FWIW most of my contributions to the documentation hosted on MDN were in the form of casual edits here and there to pages, mostly in the form of me noticing something wrong in some documentation and quickly editing the wiki to fix it. The editing process of the MDN wiki was (well, still is!) exceptionally good at this workflow, so it is extremely sad to not be able to continue to use it going forward.

For those types of casual contributions, I certainly feel like the barrier for filing bugs, creating a patch, figuring out how to use readthedocs infrastructure, getting reviews, etc. isn't really worth it, since I'm comparing it to a workflow that used to take a few seconds, so a switch to a workflow based on in-tree docs would drive someone like me away. But maybe those types of casual contributions aren't worth optimizing worth here.

(Also, maybe it's just me, but even though I have done tons of code archeology, in practice I don't recall having much if any at all of documentation archeology personally so part of the reason why I'm reluctant in spending the effort to switch to a workflow based on in-tree documentation is because I feel like I haven't yet seen how it benefits me!)

My CDN$0.02,

Ehsan


On 06/15/2017 03:41 PM, Gregory Szorc wrote:
MDN is pivoting hard to focus on web docs: https://blog.mozilla.org/opendesign/future-mdn-focus-web-docs/

MDN will actively start de-emphasizing docs that aren't related to the web. You can already see this on things like search results: https://developer.mozilla.org/en-US/search?q=firefox%20build.
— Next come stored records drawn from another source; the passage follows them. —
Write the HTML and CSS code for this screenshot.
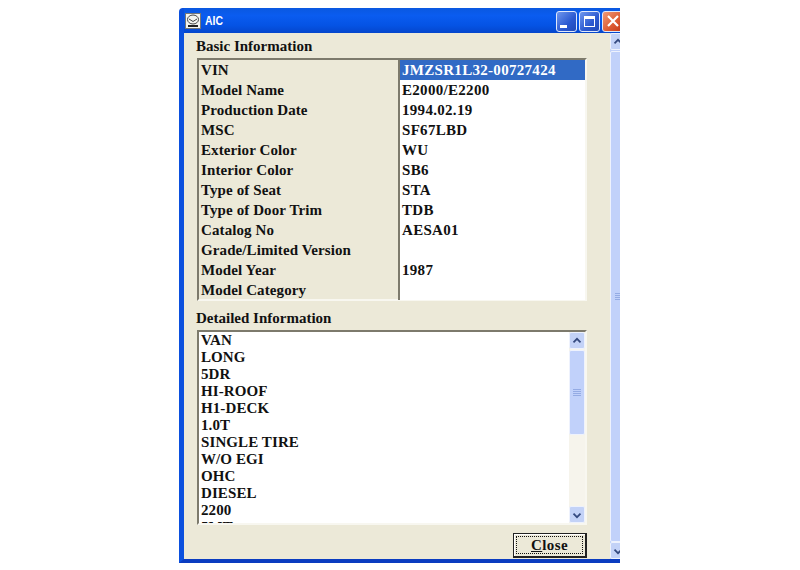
FILE: index.html
```html
<!DOCTYPE html>
<html>
<head>
<meta charset="utf-8">
<title>AIC</title>
<link rel="stylesheet" href="styles.css">
</head>
<body>
<div class="window">
  <div class="titlebar">
    <svg class="appicon" width="16" height="16" viewBox="0 0 16 16"><rect x="0.5" y="0.5" width="15" height="15" fill="#f4f4f0" stroke="#777"/><ellipse cx="8" cy="6.500" rx="5.500" ry="4.500" fill="none" stroke="#444"/><path d="M4 6l4 2.500 4-2.500" fill="none" stroke="#444"/><rect x="3" y="12" width="10" height="2" fill="#222"/></svg>
    <span class="title">AIC</span>
    <div class="winbtns">
      <div class="wbtn wbtn-blue"><span class="glyph-min"></span></div>
      <div class="wbtn wbtn-blue"><span class="glyph-max"></span></div>
      <div class="wbtn wbtn-red"><svg width="18" height="18" viewBox="0 0 18 18"><path d="M4 4l10 10M14 4L4 14" stroke="#fff" stroke-width="2.200"/></svg></div>
    </div>
  </div>
  <div class="client">
    <div class="main">
      <div class="label label-basic">Basic Information</div>
      <div class="table">
        <div class="row"><div class="key">VIN</div><div class="val selected">JMZSR1L32-00727424</div></div>
        <div class="row"><div class="key">Model Name</div><div class="val">E2000/E2200</div></div>
        <div class="row"><div class="key">Production Date</div><div class="val">1994.02.19</div></div>
        <div class="row"><div class="key">MSC</div><div class="val">SF67LBD</div></div>
        <div class="row"><div class="key">Exterior Color</div><div class="val">WU</div></div>
        <div class="row"><div class="key">Interior Color</div><div class="val">SB6</div></div>
        <div class="row"><div class="key">Type of Seat</div><div class="val">STA</div></div>
        <div class="row"><div class="key">Type of Door Trim</div><div class="val">TDB</div></div>
        <div class="row"><div class="key">Catalog No</div><div class="val">AESA01</div></div>
        <div class="row"><div class="key">Grade/Limited Version</div><div class="val"></div></div>
        <div class="row"><div class="key">Model Year</div><div class="val">1987</div></div>
        <div class="row"><div class="key">Model Category</div><div class="val"></div></div>
      </div>
      <div class="label label-detail">Detailed Information</div>
      <div class="listbox">
        <div class="lines">
          <div>VAN</div><div>LONG</div><div>5DR</div><div>HI-ROOF</div><div>H1-DECK</div><div>1.0T</div><div>SINGLE TIRE</div><div>W/O EGI</div><div>OHC</div><div>DIESEL</div><div>2200</div><div>5MT</div>
        </div>
        <div class="sb sb-inner">
          <div class="sb-btn"><svg width="16" height="16" viewBox="0 0 16 16"><path d="M4 9.500l4-4 4 4" fill="none" stroke="#34497f" stroke-width="2"/></svg></div>
          <div class="sb-thumb"><span class="grip"></span></div>
          <div class="sb-track"></div>
          <div class="sb-btn"><svg width="16" height="16" viewBox="0 0 16 16"><path d="M4 6.500l4 4 4-4" fill="none" stroke="#34497f" stroke-width="2"/></svg></div>
        </div>
      </div>
      <div class="actions">
        <button class="close"><span class="focus"><u>C</u>lose</span></button>
      </div>
    </div>
    <div class="sb sb-outer">
      <div class="sb-btn sb-btn-outer"><svg width="16" height="16" viewBox="0 0 16 16"><path d="M4 9.500l4-4 4 4" fill="none" stroke="#34497f" stroke-width="2"/></svg></div>
      <div class="sb-thumb sb-thumb-outer"><span class="grip"></span></div>
      <div class="sb-btn sb-btn-outer"><svg width="16" height="16" viewBox="0 0 16 16"><path d="M4 6.500l4 4 4-4" fill="none" stroke="#34497f" stroke-width="2"/></svg></div>
    </div>
  </div>
</div>
</body>
</html>
```
FILE: styles.css
```css
html, body { margin: 0; padding: 0; background: #fff; }
body { width: 800px; height: 570px; overflow: hidden; font-family: "Liberation Serif", "Times New Roman", serif; font-weight: bold; font-size: 15px; color: #111; }
.window { margin: 8px 0 0 179px; width: 441px; height: 555px; box-sizing: border-box; display: flex; flex-direction: column; background: #0a4fdc; border-left: 5px solid #0b50de; border-bottom: 4px solid #0a3cc0; border-radius: 4px 0 0 0; box-shadow: inset 1px 0 0 #2a6cf0; overflow: hidden; }
.titlebar { height: 25px; flex: none; display: flex; align-items: center; background: linear-gradient(#0a58e0 0, #0a5cf0 30%, #0553e4 70%, #0546cc 100%); margin-left: -5px; padding-left: 6px; }
.appicon { flex: none; }
.title { margin-left: 4px; color: #fff; font-family: "Liberation Sans", Arial, sans-serif; font-size: 13px; font-weight: bold; transform: scaleX(.8); transform-origin: left; }
.winbtns { margin-left: auto; display: flex; gap: 2px; margin-right: -3px; margin-top: 1px; }
.wbtn { width: 21px; height: 21px; box-sizing: border-box; border: 1px solid #dfe8fb; border-radius: 3px; display: flex; align-items: center; justify-content: center; position: relative; }
.wbtn-blue { background: linear-gradient(135deg, #6f97ee, #2a58d0 60%, #2049b8); }
.wbtn-red { background: linear-gradient(135deg, #ee9a78, #dc5a32 60%, #c53a18); }
.glyph-min { width: 7px; height: 3px; background: #fff; align-self: flex-end; margin: 0 6px 3px 0; }
.glyph-max { width: 11px; height: 11px; box-sizing: border-box; border: 1px solid #fff; border-top-width: 3px; }
.client { flex: 1; display: flex; background: #ece9d8; min-height: 0; }
.main { flex: 1; min-width: 0; display: flex; flex-direction: column; padding-left: 13px; padding-right: 23px; }
.label { font-size: 15px; line-height: 16px; margin-left: -1px; }
.label-basic { margin-top: 5px; }
.label-detail { margin-top: 9px; }
.table { margin-top: 4px; height: 243px; box-sizing: border-box; background: #ece9d8; border-left: 2px solid #7d7a6c; border-top: 2px solid #7d7a6c; border-right: 2px solid #f8f7f0; border-bottom: 2px solid #f8f7f0; }
.row { height: 20px; display: flex; line-height: 21px; letter-spacing: .1px; }
.key { width: 201px; flex: none; box-sizing: border-box; padding-left: 2px; border-right: 2px solid #7d7a6c; }
.val { flex: 1; background: #fff; padding-left: 2px; letter-spacing: .3px; }
.selected { background: #316ac5; color: #fff; }
.listbox { margin-top: 4px; height: 195px; box-sizing: border-box; display: flex; background: #fff; border-left: 2px solid #7d7a6c; border-top: 2px solid #7d7a6c; border-right: 2px solid #f8f7f0; border-bottom: 2px solid #f8f7f0; }
.lines { flex: 1; overflow: hidden; padding: 0 0 0 2px; line-height: 17px; letter-spacing: .1px; }
.sb { flex: none; width: 16px; display: flex; flex-direction: column; background: #f6f4ec; }
.sb-btn { height: 17px; flex: none; box-sizing: border-box; background: #c3d2f7; border: 1px solid #eef2fd; border-radius: 2px; display: flex; align-items: center; justify-content: center; }
.sb-thumb { height: 85px; flex: none; margin-top: 1px; box-sizing: border-box; background: #c1d1fa; border: 1px solid #eef2fd; border-radius: 2px; display: flex; align-items: center; justify-content: center; }
.sb-track { flex: 1; }
.grip { width: 8px; height: 7px; background: repeating-linear-gradient(#94abe4 0 1px, transparent 1px 2px); }
.actions { margin-top: 8px; display: flex; justify-content: flex-end; }
.close { width: 74px; height: 25px; padding: 2px; box-sizing: border-box; background: #ece9d8; border: 1px solid #222; border-right-width: 2px; border-bottom-width: 2px; box-shadow: inset 1px 1px 0 #fff; font: inherit; color: #111; letter-spacing: .4px; }
.focus { display: flex; align-items: center; justify-content: center; height: 100%; border: 1px dotted #111; box-sizing: border-box; }
.sb-outer { width: 10px; overflow: hidden; background: #c1d1fa; }
.sb-btn-outer { width: 16px; flex: none; }
.sb-thumb-outer { flex: 1; height: auto; width: 16px; margin: 1px 0 0 0; justify-content: flex-start; padding-left: 4px; }
```
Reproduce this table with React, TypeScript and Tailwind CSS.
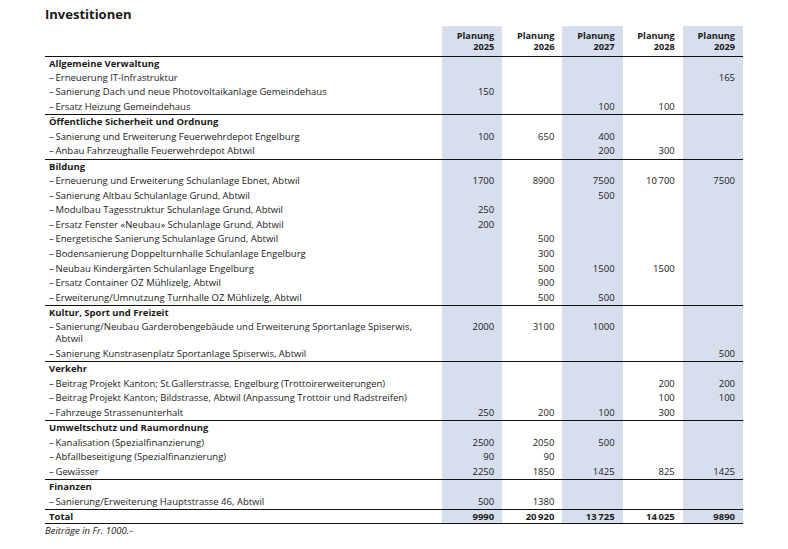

Note how the "Firefox" topic isn't searched by default. I also heard MDN may start excluding non-web docs from search engine indexing. If they do this, search results for e.g. "contribute to Firefox" will likely go nowhere useful.

There are a ton of build system (and general Firefox development docs) on MDN. e.g. https://developer.mozilla.org/en-US/docs/Mozilla/Developer_guide/Build_Instructions.

We already had fragmented Firefox build docs. We have things scattered between MDN, wiki.mozilla.org <http://wiki.mozilla.org>, in-tree Sphinx docs, and years of mailing list and blog posts (which sadly are the sole source of some useful info). With MDN pivoting towards the web and being hostile to non-web docs, I think the writing is clear that we should be moving Firefox build/development docs off MDN. Or at the very least we shouldn't continue to invest much effort in the MDN docs.

Personally, I'd like to see us move towards the in-tree docs. Those are currently hosted at https://gecko.readthedocs.org/ (although that's been broken for a few weeks and before that it was only reliable ~50% of the time because our scale breaks RTD). We can certainly improve the robustness. Possibly by hosting ourselves if we need to. However, the in-tree docs aren't a wiki, so the barrier to change is higher - both in terms of process to edit and the knowledge required to use ReST + Sphinx. I've explored some of this in more detail at https://gregoryszorc.com/blog/2015/01/09/firefox-contribution-process-debt/. I wholeheartedly agree that wikis are more user friendly. However, I also feel like the in-tree docs get us nice things like versioning (someone wanting to build Firefox 55 2 years from now will have access to the docs for version 55 via source control), link verification, and a code review process so build peers can prevent bad docs before they are seen by others.

I wanted to start a thread to see what people think we should do. And to be clear, I'm not yet proposing that we incur a bunch of work to move things. But we probably should figure out where are docs efforts should be invested moving forward.